Enfin, le dernier aspect abordé concernait quelques pistes pastorales évoquées par le synode. La troisième partie du document consacrée aux questions pastorales décrit de manière générale le souhait d’un style pastoral miséricordieux, qui tout en annonçant la vérité de l’Evangile et la beauté du mariage chrétien, est attentif aux situations complexes et aux difficultés de la vie. C’est une pastorale humaine, proche, attentive, discernante : « Toutes ces situations doivent être abordées de manière constructive, en cherchant à les transformer en opportunités de chemin de conversion vers la plénitude du mariage et de la famille à la lumière de l’Évangile. » (70). C’est bien une pédagogie de l’Église qui doit être mise en œuvre, à la suite et à l’exemple de la pédagogie de Dieu avec son peuple ou celle de Jésus avec ses contemporains. Non pas d’abord condamner, juger ou mettre dans une case mais partir du point où en sont les personnes et valoriser ce qui est déjà vécu de beau et de bon pour accompagner les personnes sur un chemin de croissance vers une vie selon l’Évangile.

Enfin, sur quelques points précis, le synode sans trancher, propose des ouvertures. Deux en particulier. D’abord au sujet de l’accès au baptême des personnes en situation matrimoniale irrégulière ou complexe, le synode précise : « Il s’agit de personnes qui ont contracté une union matrimoniale stable à un moment où au moins l’un des deux ne connaissait pas la foi chrétienne. Les évêques sont appelés à exercer dans ces situations un discernement pastoral proportionné à leur bien spirituel » (n°75). Concernant ensuite les baptisés divorcés et remariés civilement, trois paragraphes en parlent (n°84-86). Ce sont les paragraphes les plus controversés qui ont obtenu 2/3 des voix de justesse. Ils ne tranchent pas la question de l’accès aux sacrements de manière formelle mais ouvrent des chemins pour un discernement ultérieur dans un accompagnement personnalisé. La finalité est clairement affirmée dans la ligne d’une pastorale de miséricorde et de vérité décrite précédemment. « Les baptisés qui sont divorcés et remariés civilement doivent être davantage intégrés à la communauté chrétienne selon les différentes façons possibles, en évitant toute occasion de scandale. La logique de l’intégration est la clé de leur accompagnement pastoral, afin qu’ils sachent non seulement qu’ils appartiennent au corps du Christ qu’est l’Église, mais qu’ils puissent aussi en avoir une joyeuse et féconde expérience. » (84). Au n°85, des critères sont donnés pour cette meilleure intégration des personnes : notamment faire la vérité de leur situation, voir les effets sur le conjoint, sur les enfants, examiner les efforts de réconciliation, former un jugement en conscience éclairé par l’enseignement de l’Église, etc.

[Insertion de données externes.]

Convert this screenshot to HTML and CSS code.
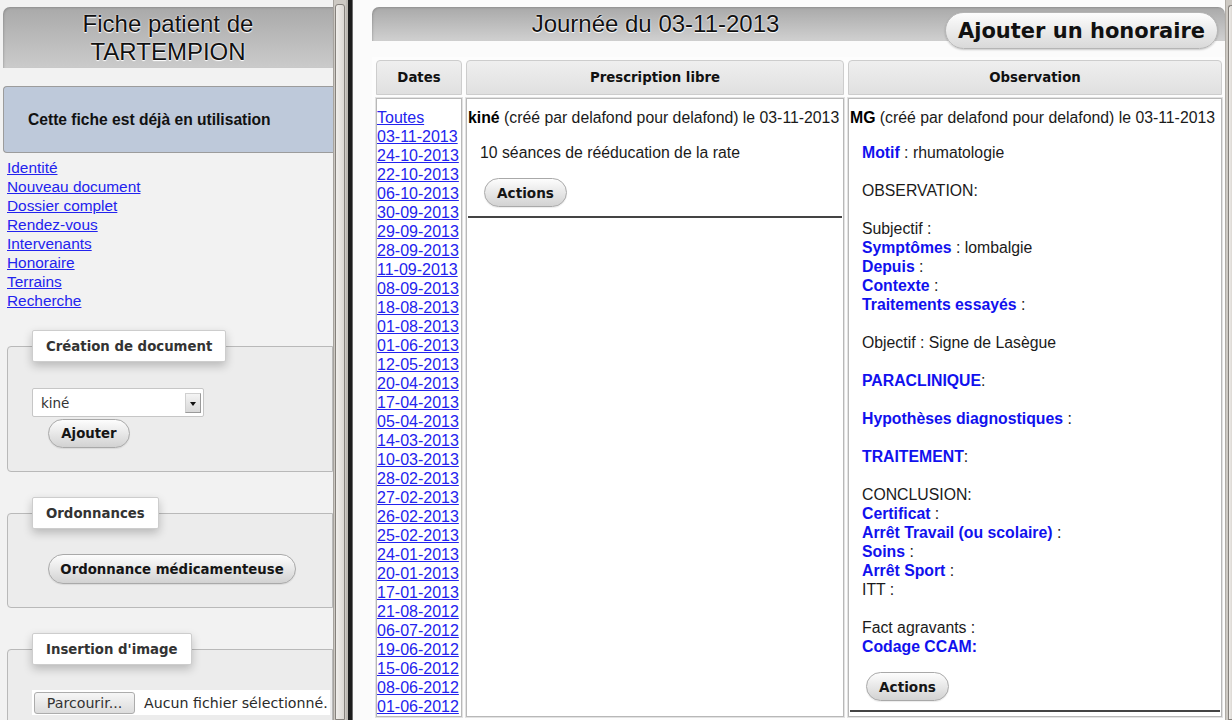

En définitive, et en attendant les conclusions qu’en tirera le pape dans son exhortation post-synodale, on voit que cette démarche synodale supposera de la part des acteurs pastoraux de se former davantage à « l’art de l’accompagnement » que le pape François appelle de ses vœux pour mettre en œuvre cette pastorale de la miséricorde. C’est certainement une démarche exigeante, aussi éloignée de la facilité que de la dureté de cœur.